By definition, any vector belongs to the null space of a matrix when the former is mapped onto the zero vector by the latter. Given the discussion at the previous paragraph, we must have
\[\begin{align*} \mathbf{A}^T (\mathbf{A}\overset{*}{\mathbf{x}} - \mathbf{b}) &= \mathbf{0} \\ \mathbf{A}^T \mathbf{A}\overset{*}{\mathbf{x}} - \mathbf{A}^T \mathbf{b} &= \mathbf{0} \\ \mathbf{A}^T \mathbf{A}\overset{*}{\mathbf{x}} &= \mathbf{A}^T \mathbf{b}, \end{align*}\]in which we can invert \(\mathbf{A}^T\mathbf{A}\) because of the same reasons as in the prior section. This leads us to the expected solution
\[\overset{*}{\mathbf{x}} = (\mathbf{A}^T \mathbf{A})^{-1}\mathbf{A}^T \mathbf{b}.\]A Numerical Stable Solution to LLS
Because of numerical instabilities in floating point arithmetic, computing \((\mathbf{A}^T \mathbf{A})^{-1}\mathbf{A}^T \mathbf{b}\) is not a wise decision. A better approach is to apply the QR decomposition algorithm to break down matrix \(\mathbf{A}\) into two matrices: \(\mathbf{Q}\), an orthogonal matrix, and \(\mathbf{R}\), an upper-triangular matrix, such that \(\mathbf{A} = \mathbf{QR}\). I won’t go through the details of the algorithm, but a simple method is to find \(\mathbf{Q}\) by applying the Gram-Schmidt process and then to compute \(\mathbf{R} = \mathbf{Q}^T \mathbf{A}\). After the decomposition, we can easily find another way of computing \(\overset{*}{\mathbf{x}}\) as follows.

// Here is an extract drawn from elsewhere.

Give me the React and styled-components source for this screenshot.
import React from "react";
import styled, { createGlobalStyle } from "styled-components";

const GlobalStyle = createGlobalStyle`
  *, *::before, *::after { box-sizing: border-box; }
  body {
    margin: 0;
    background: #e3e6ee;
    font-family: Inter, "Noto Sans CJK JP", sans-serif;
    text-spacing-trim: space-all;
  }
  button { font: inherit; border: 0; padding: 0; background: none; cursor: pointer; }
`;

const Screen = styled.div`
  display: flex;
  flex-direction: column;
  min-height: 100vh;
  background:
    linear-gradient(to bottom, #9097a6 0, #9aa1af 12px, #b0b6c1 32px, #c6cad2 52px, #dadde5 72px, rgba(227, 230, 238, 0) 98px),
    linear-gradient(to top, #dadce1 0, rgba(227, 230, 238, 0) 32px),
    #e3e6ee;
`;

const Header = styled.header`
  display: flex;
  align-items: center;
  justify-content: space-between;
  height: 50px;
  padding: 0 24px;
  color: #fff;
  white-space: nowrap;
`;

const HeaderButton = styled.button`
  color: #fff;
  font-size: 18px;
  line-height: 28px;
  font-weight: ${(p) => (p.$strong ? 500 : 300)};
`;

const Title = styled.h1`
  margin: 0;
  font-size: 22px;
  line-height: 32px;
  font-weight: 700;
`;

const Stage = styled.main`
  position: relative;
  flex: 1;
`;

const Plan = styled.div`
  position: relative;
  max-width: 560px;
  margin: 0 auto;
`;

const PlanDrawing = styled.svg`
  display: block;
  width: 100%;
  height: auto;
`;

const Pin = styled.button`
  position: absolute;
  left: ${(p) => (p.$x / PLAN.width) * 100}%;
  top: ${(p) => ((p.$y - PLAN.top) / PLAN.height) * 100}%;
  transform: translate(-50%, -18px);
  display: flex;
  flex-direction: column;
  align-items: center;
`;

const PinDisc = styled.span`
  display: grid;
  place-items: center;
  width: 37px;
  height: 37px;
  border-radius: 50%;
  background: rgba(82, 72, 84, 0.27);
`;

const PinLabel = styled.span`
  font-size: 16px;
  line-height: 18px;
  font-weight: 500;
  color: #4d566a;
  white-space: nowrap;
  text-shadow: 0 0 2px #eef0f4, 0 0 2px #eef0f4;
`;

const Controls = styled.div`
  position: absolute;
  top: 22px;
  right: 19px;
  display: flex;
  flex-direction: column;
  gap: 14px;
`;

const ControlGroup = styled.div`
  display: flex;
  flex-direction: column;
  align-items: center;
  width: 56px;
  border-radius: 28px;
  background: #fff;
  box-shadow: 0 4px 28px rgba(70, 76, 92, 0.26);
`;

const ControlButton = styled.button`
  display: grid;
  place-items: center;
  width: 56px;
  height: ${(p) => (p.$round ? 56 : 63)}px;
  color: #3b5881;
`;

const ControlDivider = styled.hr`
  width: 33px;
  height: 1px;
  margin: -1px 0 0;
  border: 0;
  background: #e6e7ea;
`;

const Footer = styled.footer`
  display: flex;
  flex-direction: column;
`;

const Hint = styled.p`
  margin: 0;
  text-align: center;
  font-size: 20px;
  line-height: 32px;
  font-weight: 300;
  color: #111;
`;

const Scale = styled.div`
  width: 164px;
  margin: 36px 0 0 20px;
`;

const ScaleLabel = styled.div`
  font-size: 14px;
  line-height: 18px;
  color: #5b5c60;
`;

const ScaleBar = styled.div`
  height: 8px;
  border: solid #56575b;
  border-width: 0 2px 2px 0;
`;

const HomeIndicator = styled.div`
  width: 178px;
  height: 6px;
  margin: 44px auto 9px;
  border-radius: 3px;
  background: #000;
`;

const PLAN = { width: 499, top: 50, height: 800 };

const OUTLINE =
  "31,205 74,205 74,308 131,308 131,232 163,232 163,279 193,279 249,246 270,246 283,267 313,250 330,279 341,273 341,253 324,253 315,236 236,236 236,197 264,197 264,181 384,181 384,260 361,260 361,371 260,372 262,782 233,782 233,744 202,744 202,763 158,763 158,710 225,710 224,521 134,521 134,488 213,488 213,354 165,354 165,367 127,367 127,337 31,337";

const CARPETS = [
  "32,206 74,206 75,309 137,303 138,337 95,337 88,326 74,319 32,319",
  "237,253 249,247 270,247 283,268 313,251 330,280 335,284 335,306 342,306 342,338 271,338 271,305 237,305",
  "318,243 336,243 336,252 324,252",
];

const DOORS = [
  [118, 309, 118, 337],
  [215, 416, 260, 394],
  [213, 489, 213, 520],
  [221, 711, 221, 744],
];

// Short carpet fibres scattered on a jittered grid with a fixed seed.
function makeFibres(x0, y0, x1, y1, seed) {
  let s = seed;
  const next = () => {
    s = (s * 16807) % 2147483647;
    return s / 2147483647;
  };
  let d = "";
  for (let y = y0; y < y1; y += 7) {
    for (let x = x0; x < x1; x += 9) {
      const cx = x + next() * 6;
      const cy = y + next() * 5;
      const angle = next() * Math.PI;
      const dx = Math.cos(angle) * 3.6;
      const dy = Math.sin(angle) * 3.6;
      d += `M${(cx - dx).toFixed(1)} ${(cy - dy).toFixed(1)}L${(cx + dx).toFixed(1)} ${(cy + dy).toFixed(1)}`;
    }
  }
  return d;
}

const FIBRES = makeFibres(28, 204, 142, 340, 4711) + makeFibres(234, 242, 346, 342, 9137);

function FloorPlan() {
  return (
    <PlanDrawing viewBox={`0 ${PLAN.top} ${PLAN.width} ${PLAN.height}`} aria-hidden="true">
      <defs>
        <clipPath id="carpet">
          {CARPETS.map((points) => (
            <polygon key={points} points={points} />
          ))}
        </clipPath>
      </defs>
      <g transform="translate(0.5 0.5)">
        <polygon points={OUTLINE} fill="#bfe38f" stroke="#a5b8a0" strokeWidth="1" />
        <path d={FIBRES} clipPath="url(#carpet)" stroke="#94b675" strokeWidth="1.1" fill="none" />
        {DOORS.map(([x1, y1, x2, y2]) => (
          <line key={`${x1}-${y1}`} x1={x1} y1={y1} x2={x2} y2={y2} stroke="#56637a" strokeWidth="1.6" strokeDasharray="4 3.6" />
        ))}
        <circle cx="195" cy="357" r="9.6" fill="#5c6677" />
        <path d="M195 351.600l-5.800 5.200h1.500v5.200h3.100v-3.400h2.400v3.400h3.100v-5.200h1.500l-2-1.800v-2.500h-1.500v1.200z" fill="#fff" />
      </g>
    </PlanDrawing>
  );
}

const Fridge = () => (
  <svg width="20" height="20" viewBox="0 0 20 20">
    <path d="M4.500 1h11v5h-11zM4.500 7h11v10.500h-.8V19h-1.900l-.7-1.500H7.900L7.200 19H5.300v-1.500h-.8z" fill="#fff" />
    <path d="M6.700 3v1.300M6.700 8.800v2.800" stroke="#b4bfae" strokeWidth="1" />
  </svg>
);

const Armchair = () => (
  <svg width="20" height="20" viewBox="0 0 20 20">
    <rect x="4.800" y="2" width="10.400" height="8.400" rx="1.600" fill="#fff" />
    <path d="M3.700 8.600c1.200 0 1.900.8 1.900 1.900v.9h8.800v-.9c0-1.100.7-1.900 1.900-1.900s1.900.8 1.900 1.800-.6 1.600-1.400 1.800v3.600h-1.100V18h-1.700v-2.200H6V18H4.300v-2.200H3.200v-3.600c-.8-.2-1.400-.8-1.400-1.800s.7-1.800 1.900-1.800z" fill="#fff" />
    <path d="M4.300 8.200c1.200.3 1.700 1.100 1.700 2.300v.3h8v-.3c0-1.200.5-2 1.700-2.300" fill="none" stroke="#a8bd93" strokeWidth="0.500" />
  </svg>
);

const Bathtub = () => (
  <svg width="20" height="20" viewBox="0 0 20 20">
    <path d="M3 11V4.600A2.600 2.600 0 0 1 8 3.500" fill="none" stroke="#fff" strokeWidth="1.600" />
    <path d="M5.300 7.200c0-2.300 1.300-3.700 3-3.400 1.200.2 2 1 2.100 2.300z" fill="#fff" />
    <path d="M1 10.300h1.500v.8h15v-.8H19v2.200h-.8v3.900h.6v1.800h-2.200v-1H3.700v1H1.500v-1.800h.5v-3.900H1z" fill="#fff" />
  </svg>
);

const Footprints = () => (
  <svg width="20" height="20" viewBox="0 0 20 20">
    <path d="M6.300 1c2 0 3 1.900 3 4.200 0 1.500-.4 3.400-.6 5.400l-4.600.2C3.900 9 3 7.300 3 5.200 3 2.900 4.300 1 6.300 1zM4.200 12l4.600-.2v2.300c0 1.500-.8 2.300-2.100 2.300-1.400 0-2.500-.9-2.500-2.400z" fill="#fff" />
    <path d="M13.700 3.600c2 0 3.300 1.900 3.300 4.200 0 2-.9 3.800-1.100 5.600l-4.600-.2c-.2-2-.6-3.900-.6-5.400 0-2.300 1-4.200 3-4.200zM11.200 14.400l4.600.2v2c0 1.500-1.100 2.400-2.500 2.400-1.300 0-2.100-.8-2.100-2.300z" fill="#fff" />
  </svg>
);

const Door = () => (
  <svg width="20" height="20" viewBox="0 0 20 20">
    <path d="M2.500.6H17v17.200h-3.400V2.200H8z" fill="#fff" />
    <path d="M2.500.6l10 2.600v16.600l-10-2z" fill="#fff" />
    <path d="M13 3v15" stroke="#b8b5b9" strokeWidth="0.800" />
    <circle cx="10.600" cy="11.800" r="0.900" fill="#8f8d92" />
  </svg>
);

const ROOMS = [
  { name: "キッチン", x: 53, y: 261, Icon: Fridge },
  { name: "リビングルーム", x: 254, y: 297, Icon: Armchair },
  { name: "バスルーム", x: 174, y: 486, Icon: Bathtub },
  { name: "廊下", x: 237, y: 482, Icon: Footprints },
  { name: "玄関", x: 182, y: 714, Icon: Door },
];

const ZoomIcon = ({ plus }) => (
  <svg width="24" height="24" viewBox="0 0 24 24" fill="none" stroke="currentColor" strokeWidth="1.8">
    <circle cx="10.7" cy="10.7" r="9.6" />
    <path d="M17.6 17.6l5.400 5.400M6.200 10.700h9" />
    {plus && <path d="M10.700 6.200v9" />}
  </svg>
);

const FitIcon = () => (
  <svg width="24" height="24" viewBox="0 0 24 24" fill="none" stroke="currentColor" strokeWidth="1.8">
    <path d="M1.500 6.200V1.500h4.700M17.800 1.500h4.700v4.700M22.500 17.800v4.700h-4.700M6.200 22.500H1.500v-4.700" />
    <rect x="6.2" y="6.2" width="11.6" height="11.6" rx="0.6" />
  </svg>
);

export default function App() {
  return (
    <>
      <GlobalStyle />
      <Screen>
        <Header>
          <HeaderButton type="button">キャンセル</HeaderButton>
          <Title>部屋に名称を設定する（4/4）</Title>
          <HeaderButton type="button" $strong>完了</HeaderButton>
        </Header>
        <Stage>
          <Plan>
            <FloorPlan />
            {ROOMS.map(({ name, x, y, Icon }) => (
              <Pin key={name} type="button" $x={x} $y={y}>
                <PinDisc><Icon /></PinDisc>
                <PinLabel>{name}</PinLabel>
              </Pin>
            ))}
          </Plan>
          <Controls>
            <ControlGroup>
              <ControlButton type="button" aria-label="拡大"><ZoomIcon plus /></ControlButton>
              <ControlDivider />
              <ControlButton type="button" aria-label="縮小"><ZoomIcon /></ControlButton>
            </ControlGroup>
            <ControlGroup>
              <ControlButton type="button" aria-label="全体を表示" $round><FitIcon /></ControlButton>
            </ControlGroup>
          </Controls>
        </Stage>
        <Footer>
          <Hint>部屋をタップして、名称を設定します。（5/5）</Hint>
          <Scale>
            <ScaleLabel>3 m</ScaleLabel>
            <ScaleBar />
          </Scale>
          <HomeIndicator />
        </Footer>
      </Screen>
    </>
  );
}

\[\begin{align*} \overset{*}{\mathbf{x}} &= (\mathbf{A}^T \mathbf{A})^{-1}\mathbf{A}^T \mathbf{b} \\ \overset{*}{\mathbf{x}} &= ((\mathbf{QR})^T \mathbf{QR})^{-1}(\mathbf{QR})^T \mathbf{b}\\ \overset{*}{\mathbf{x}} &= (\mathbf{R}^T\mathbf{Q}^T \mathbf{QR})^{-1}\mathbf{R}^T\mathbf{Q}^T \mathbf{b}\\ \overset{*}{\mathbf{x}} &= (\mathbf{R}^T \mathbf{R})^{-1}\mathbf{R}^T\mathbf{Q}^T \mathbf{b}\\ \overset{*}{\mathbf{x}} &= \mathbf{R}^{-1}\mathbf{Q}^T \mathbf{b}\\ \mathbf{R} \overset{*}{\mathbf{x}} &= \mathbf{Q}^T \mathbf{b} \end{align*}\]The last equation can easily be solved by the back substitution algorithm, and the result is more numerically stable than the direct computation.